What Happens When You Build a Financial System Around a Government Regulation

Here's the tragic tale of what happens when you build an entire economy around an artificial monopoly created by government regulations.

Ride-hailing apps such as Uber and Lyft have been so disruptive to New York City's taxi industry, they are causing lenders to fail.

Three New York-based credit unions that specialized in loaning money against taxi cab medallions, the hard-to-get licenses that allow the city's traditional cab fleet to operate, have been placed into conservatorship as the value of those medallions has plummeted.

Just three years ago, cab owners and investors were paying as much as $1.3 million for a medallion. Now they are worth less than half that, and some medallion owners owe more on their loans than the medallions are worth.

"You've got borrowers who are under water. This is just like the subprime loan crisis," said Keith Leggett, a credit union analyst and former senior economist at the American Bankers Association.

Just in reverse.

The taxi medallions were an artificial government monopoly.
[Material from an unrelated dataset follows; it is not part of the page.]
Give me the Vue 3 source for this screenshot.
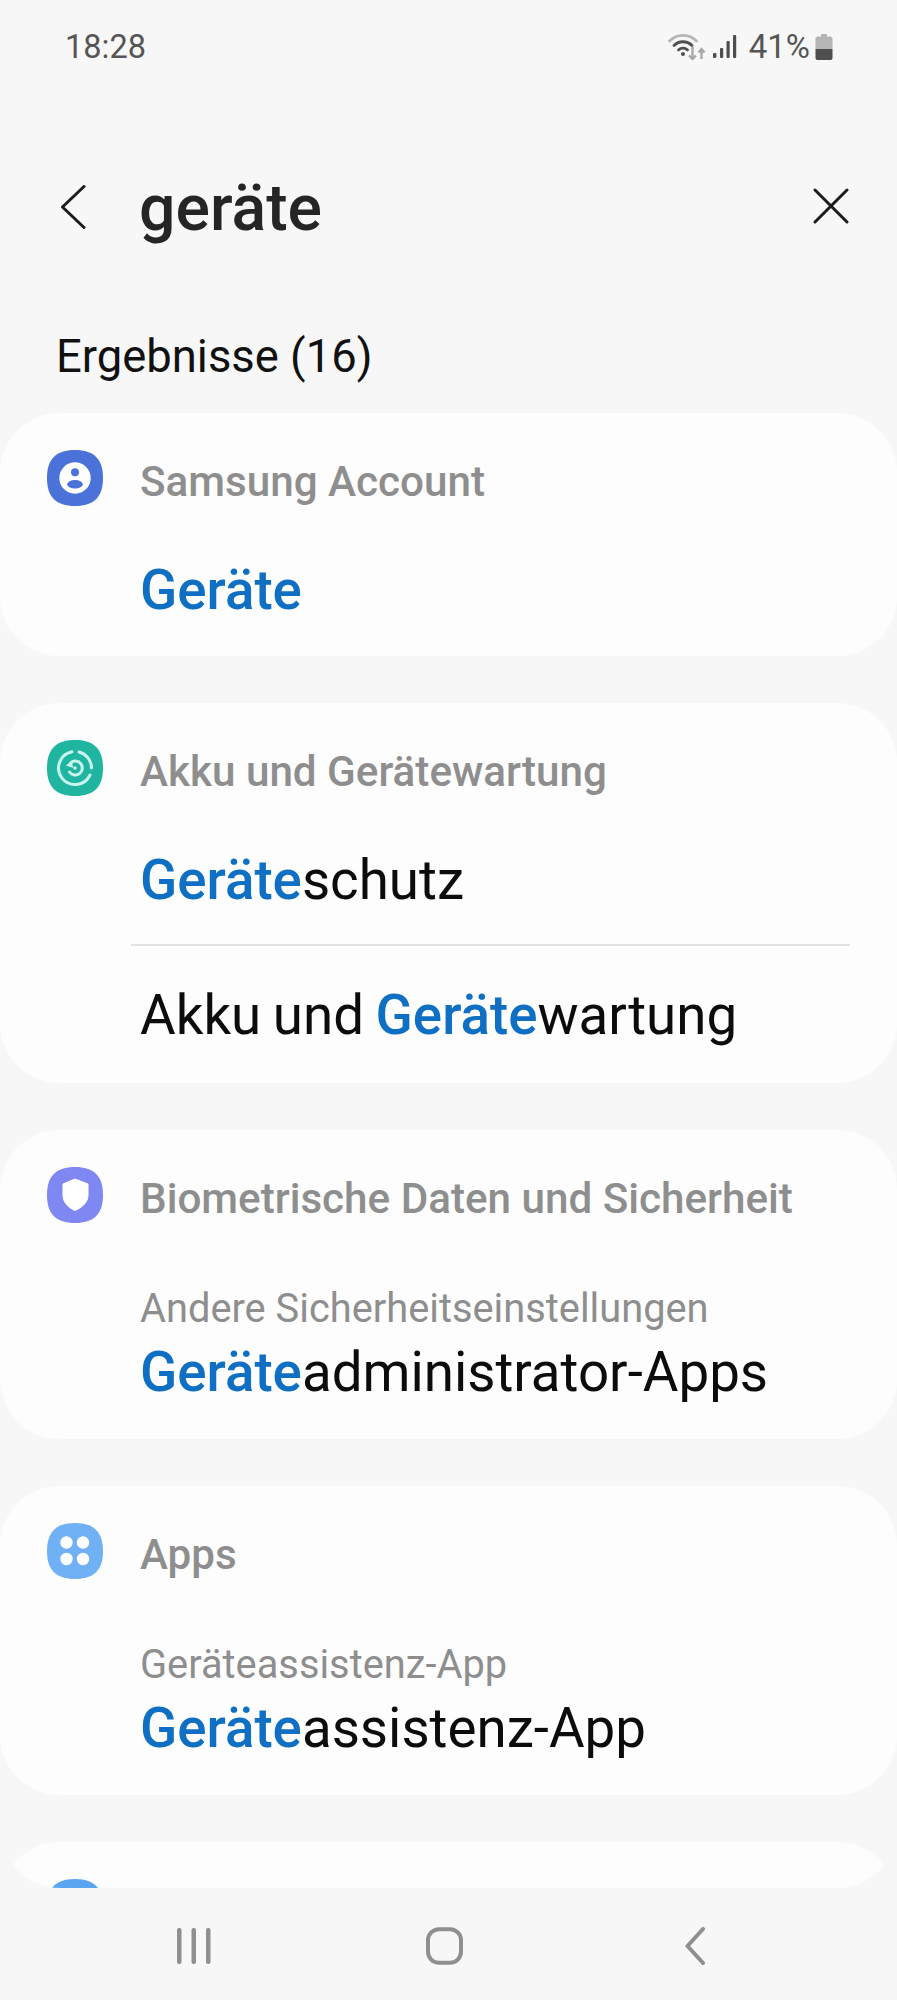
<script setup>
const cards = [
  { title: 'Samsung Account', icon: 'account', rows: [{ parts: [['Geräte', true]] }] },
  { title: 'Akku und Gerätewartung', icon: 'care', rows: [
    { parts: [['Geräte', true], ['schutz', false]] },
    { parts: [['Akku und ', false], ['Geräte', true], ['wartung', false]] }
  ] },
  { title: 'Biometrische Daten und Sicherheit', icon: 'shield', rows: [
    { sub: 'Andere Sicherheitseinstellungen', parts: [['Geräte', true], ['administrator-Apps', false]] }
  ] },
  { title: 'Apps', icon: 'apps', rows: [
    { sub: 'Geräteassistenz-App', parts: [['Geräte', true], ['assistenz-App', false]] }
  ] },
  { title: '', icon: 'blank', rows: [] }
]
const squircle = 'M28 0C47 0 56 9 56 28C56 47 47 56 28 56C9 56 0 47 0 28C0 9 9 0 28 0Z'
const iconColor = { account: '#4a72d9', care: '#1fb5a0', shield: '#7f88f2', apps: '#70b0f5', blank: '#5ba4f0' }
</script>

<template>
  <div class="screen">
    <div class="status">
      <span class="time">18:28</span>
      <div class="status-right">
        <svg class="wifi" width="38" height="28" viewBox="0 0 38 28" fill="none">
          <path d="M1.5 9C9 1.5 21 1.5 28.5 9" stroke="#b5b5b5" stroke-width="2.8" stroke-linecap="round"/>
          <path d="M6 13.5C11 8.5 19 8.5 24 13.5" stroke="#4e4e4e" stroke-width="2.8" stroke-linecap="round"/>
          <path d="M10.5 18C13 15.5 17 15.5 19.5 18" stroke="#4e4e4e" stroke-width="2.8" stroke-linecap="round"/>
          <circle cx="15" cy="22" r="2" fill="#4e4e4e"/>
          <path d="M24.5 15V27M21 23.5L24.5 27L28 23.5" stroke="#a8a8a8" stroke-width="2.4"/>
          <path d="M33.5 27V17M30.5 20.5L33.5 17L36.5 20.5" stroke="#a8a8a8" stroke-width="2.4"/>
        </svg>
        <svg class="signal" width="24" height="25" viewBox="0 0 24 25" fill="#4e4e4e">
          <rect x="0" y="19" width="3.4" height="5" rx="1.2"/>
          <rect x="7" y="14" width="3.2" height="10" rx="1"/>
          <rect x="13.5" y="7" width="3.2" height="17" rx="1"/>
          <rect x="20" y="1" width="3.2" height="23" rx="1"/>
        </svg>
        <span class="pct">41%</span>
        <svg class="battery" width="18" height="28" viewBox="0 0 18 28">
          <path d="M6 1H12V3.5H15C16.5 3.5 17.5 4.5 17.5 6V16H.5V6C.5 4.5 1.5 3.5 3 3.5H6Z" fill="#b5b5b5"/>
          <path d="M.5 16H17.5V25C17.5 26.5 16.5 27 15 27H3C1.5 27 .5 26.5 .5 25Z" fill="#4e4e4e"/>
        </svg>
      </div>
    </div>

    <div class="search">
      <svg class="back" width="26" height="44" viewBox="0 0 26 44" fill="none">
        <path d="M24 1.5L2.5 22L24 42.5" stroke="#1c1c1c" stroke-width="3" stroke-linecap="round" stroke-linejoin="round"/>
      </svg>
      <span class="query">geräte</span>
      <svg class="close" width="36" height="36" viewBox="0 0 36 36" fill="none">
        <path d="M2 2L34 34M34 2L2 34" stroke="#1c1c1c" stroke-width="3" stroke-linecap="round"/>
      </svg>
    </div>

    <div class="results">Ergebnisse (16)</div>

    <div class="list">
      <section v-for="(card, i) in cards" :key="i" class="card">
        <div class="head">
          <svg class="app-icon" width="56" height="56" viewBox="0 0 56 56">
            <path :d="squircle" :fill="iconColor[card.icon]"/>
            <template v-if="card.icon === 'account'">
              <circle cx="28" cy="28" r="15.7" fill="#fff"/>
              <circle cx="28" cy="22.3" r="4" fill="#4a72d9"/>
              <ellipse cx="28" cy="34.3" rx="7.8" ry="4.3" fill="#4a72d9"/>
            </template>
            <template v-else-if="card.icon === 'care'">
              <g fill="none" stroke="#c8f5ee" stroke-width="3" stroke-linecap="round">
                <path d="M25 11.8A16.5 16.5 0 1 0 43 35"/>
                <path d="M32 12A16.5 16.5 0 0 1 44.5 28"/>
                <path d="M23.5 23A7 7 0 1 1 22.5 32"/>
              </g>
              <path d="M19 25.5L25 20.5L26 28Z" fill="#c8f5ee"/>
              <circle cx="28" cy="28" r="1.8" fill="#c8f5ee"/>
            </template>
            <path v-else-if="card.icon === 'shield'" d="M28 12L41 17V28C41 36 34 41 28 43.5C22 41 16 36 16 28V17Z" fill="#fff" stroke="#fff" stroke-width="1" stroke-linejoin="round"/>
            <g v-else-if="card.icon === 'apps'" fill="#fff">
              <circle cx="19.5" cy="19.5" r="6.2"/>
              <circle cx="36" cy="19.5" r="6.2"/>
              <circle cx="19.5" cy="36" r="6.2"/>
              <circle cx="36" cy="36" r="6.2"/>
            </g>
          </svg>
          <span class="card-title">{{ card.title }}</span>
        </div>
        <div v-for="(row, j) in card.rows" :key="j" class="row" :class="{ stacked: row.sub, divided: j > 0 }">
          <div v-if="row.sub" class="sub">{{ row.sub }}</div>
          <div class="main">
            <span v-for="(p, k) in row.parts" :key="k" :class="{ hit: p[1] }">{{ p[0] }}</span>
          </div>
        </div>
      </section>
    </div>

    <nav class="nav">
      <svg width="34" height="38" viewBox="0 0 34 38" fill="#8f8f8f">
        <rect x="0" y="1" width="4.5" height="36" rx="2"/>
        <rect x="14.5" y="1" width="4.5" height="36" rx="2"/>
        <rect x="29" y="1" width="4.5" height="36" rx="2"/>
      </svg>
      <svg class="home" width="37" height="38" viewBox="0 0 37 38" fill="none">
        <rect x="2" y="2.2" width="33" height="33.6" rx="11" stroke="#8f8f8f" stroke-width="4"/>
      </svg>
      <svg width="20" height="38" viewBox="0 0 20 38" fill="none">
        <path d="M18 2L2.5 19L18 36" stroke="#8f8f8f" stroke-width="4" stroke-linecap="round" stroke-linejoin="round"/>
      </svg>
    </nav>
  </div>
</template>

<style>
html, body { margin: 0; background: #f7f7f7; }
</style>

<style scoped>
.screen {
  width: 897px;
  height: 2000px;
  background: #f7f7f7;
  font-family: Roboto, "Liberation Sans", sans-serif;
  overflow: hidden;
  display: flex;
  flex-direction: column;
}
.status {
  height: 92px;
  box-sizing: border-box;
  padding: 27px 64px 0 65px;
  display: flex;
  justify-content: space-between;
  color: #555;
}
.time { font-size: 32.5px; line-height: 40px; }
.status-right { display: flex; align-items: flex-start; height: 40px; }
.wifi { margin-top: 5px; margin-right: 7px; }
.signal { margin-top: 7px; margin-right: 12px; }
.pct { font-size: 33px; line-height: 40px; margin-right: 5px; }
.battery { margin-top: 6px; }
.search {
  height: 130px;
  margin-top: 50px;
  box-sizing: border-box;
  display: flex;
  align-items: center;
  padding: 0 48px 0 60px;
}
.query {
  flex: 1;
  margin-left: 53px;
  margin-top: 2px;
  font-size: 64.3px;
  font-weight: 500;
  color: #252525;
}
.close { margin-top: -2px; }
.results {
  margin-top: 55px;
  padding-left: 56px;
  font-size: 45.4px;
  line-height: 60px;
  color: #111;
}
.list {
  margin-top: 26px;
  height: 1475px;
  flex: none;
  overflow: hidden;
  border-radius: 0 0 60px 60px;
  display: flex;
  flex-direction: column;
  gap: 47px;
}
.card {
  background: #fdfdfd;
  border-radius: 60px;
  flex: none;
}
.head {
  height: 121px;
  box-sizing: border-box;
  padding: 37px 0 0 47px;
  display: flex;
  align-items: flex-start;
}
.app-icon { flex: none; }
.card-title {
  margin-left: 37px;
  margin-top: 4px;
  font-size: 42.2px;
  line-height: 56px;
  font-weight: 500;
  color: #8e8e8e;
}
.row {
  height: 122px;
  margin: 0 47px 0 131px;
  display: flex;
  flex-direction: column;
  justify-content: center;
  padding-bottom: 11px;
  box-sizing: border-box;
}
.row.divided {
  height: 139px;
  border-top: 2px solid #e2e2e2;
  margin-top: -2px;
  padding-bottom: 0;
  padding-top: 1px;
  word-spacing: -2px;
}
.row.stacked {
  height: 188px;
  justify-content: flex-start;
  padding-bottom: 0;
}
.main {
  margin-left: 9px;
  font-size: 54.7px;
  line-height: 70px;
  color: #0c0c0c;
  white-space: nowrap;
}
.sub {
  margin-left: 9px;
  margin-top: 30px;
  font-size: 39.8px;
  line-height: 56px;
  color: #8e8e8e;
}
.hit { color: #0f6fc2; font-weight: 500; }
.nav {
  flex: 1;
  display: flex;
  align-items: center;
  justify-content: space-between;
  padding: 4px 192px 0 177px;
}
.home { margin-right: 7px; }
</style>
Their prices soared because the government limited the number of taxis and consumers had no other ride hailing option. When Uber, Lyft and similar services offered cheaper and better options, the monopoly plummeted. And the credit unions that had been set up to finance the artificial monopoly began going with it.

Blaming the free market for the collapse of a corrupt niche economy that existed to drain anyone who wanted to take a taxi is perverse.

Should the public be forced to endure a monopoly? That's the question being put forward in these wars. The hotel industry is fighting to destroy Airbnb in New York. The motives are the same. Government regulators and industries ally to create monopolies. Industries cash in and governments get control. Airbnb and Uber are so scary because they take apart the hybrid alliance of these niche economies.